How to enable highly-available BMC

You can also enable HA for BMC control (node power cycling) just by adding a second rack controller. MAAS will automatically identify which rack controller is responsible for a BMC, continuously balancing the connections.

How to enable highly-available DHCP services

You can enable highly-availalbe DHCP services by using MAAS-managed DHCP, and adding rack controllers. This DHCP HA affects the way MAAS manages nodes, including enlistment, commissioning and deployment. It enables primary and secondary DHCP instances to serve the same VLAN. This VLAN replicates all lease information is between rack controllers, so there's a bit of performance boost for large networks.
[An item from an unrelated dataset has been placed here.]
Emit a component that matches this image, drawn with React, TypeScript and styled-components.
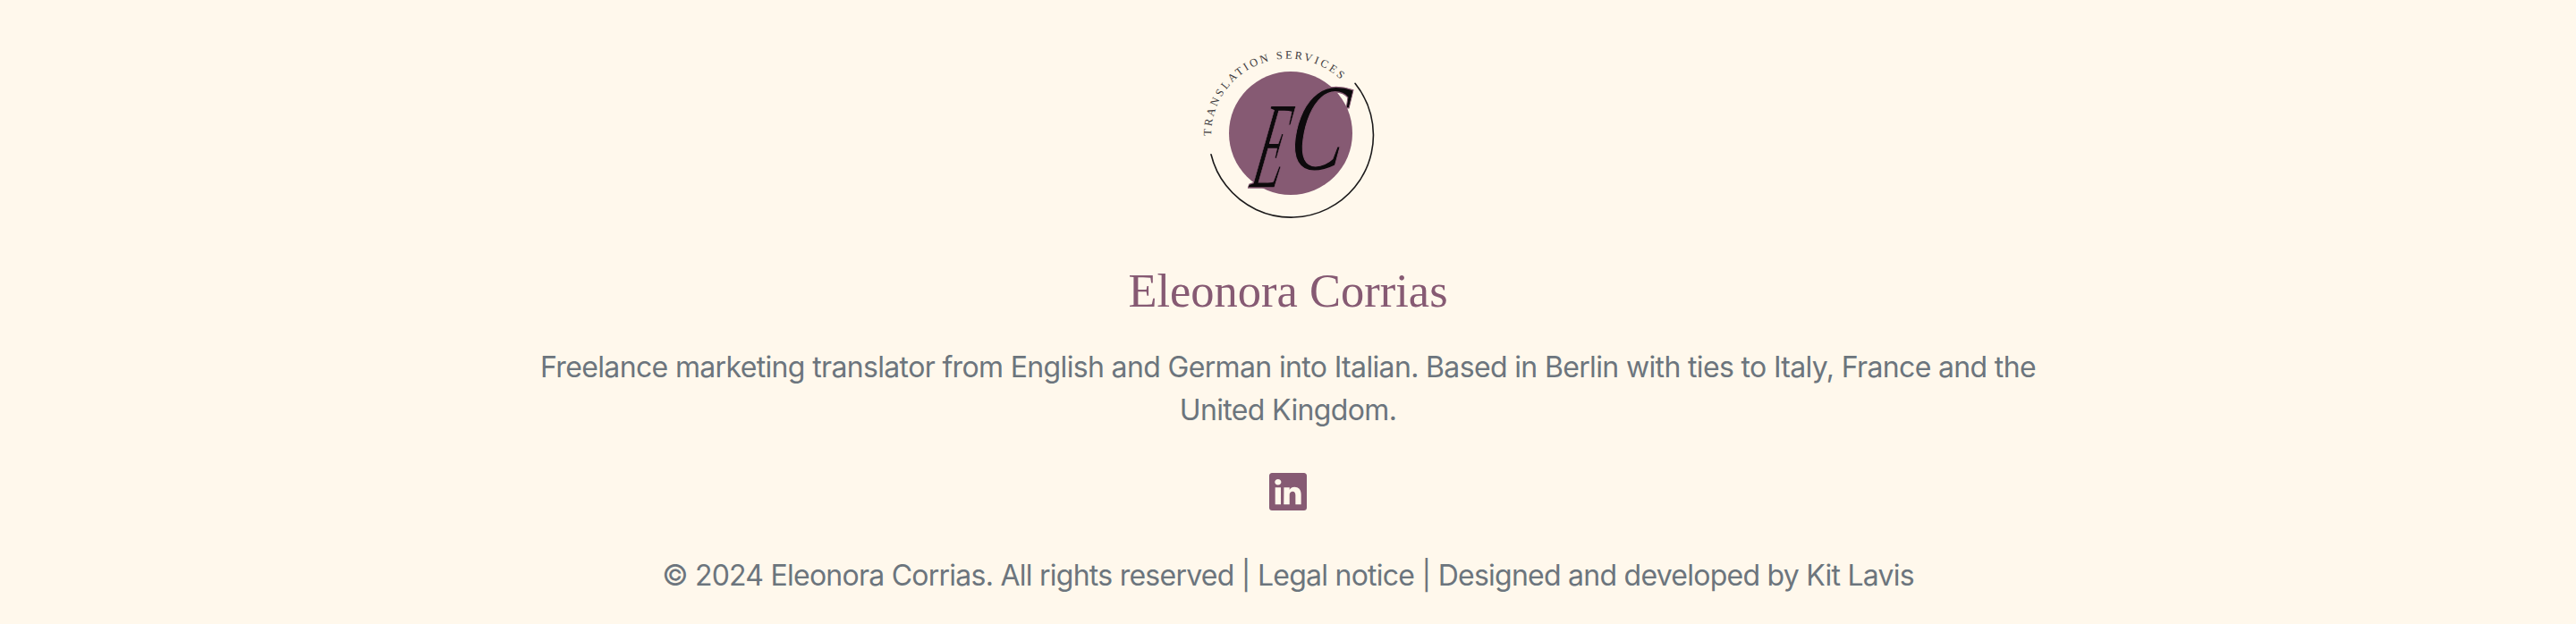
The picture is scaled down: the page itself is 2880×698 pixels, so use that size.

MAAS DHCP automatically creates failover peers, using mostly standard parameters:

failover peer "failover-partner" {
     primary;
     address dhcp-primary.example.com;
     peer address dhcp-secondary.example.com;
     max-response-delay 60;
     max-unacked-updates 10;
     mclt 3600;
     split 255;
     load balance max seconds 3;
}
failover peer "failover-partner" {
     secondary;
     address dhcp-secondary.example.com;
     peer address dhcp-primary.example.com;
     max-response-delay 60;
     max-unacked-updates 10;
     load balance max seconds 3;
}

Note that the only difference from a standard 50/50 split (split 128) is that the primary DHCP server answers any requests that it can (split 255), within the maximum response delay of 60 seconds and an unacknowledged update count of 10. In this sense, highly-available MAAS DHCP fails over only when absolutely necessary.

If you are enabling DHCP for the first time after adding a second rack controller, please read about enabling DHCP. On the other hand, if you have already enabled DHCP on your initial rack controller, you'll need to reconfigure DHCP to get optimum results.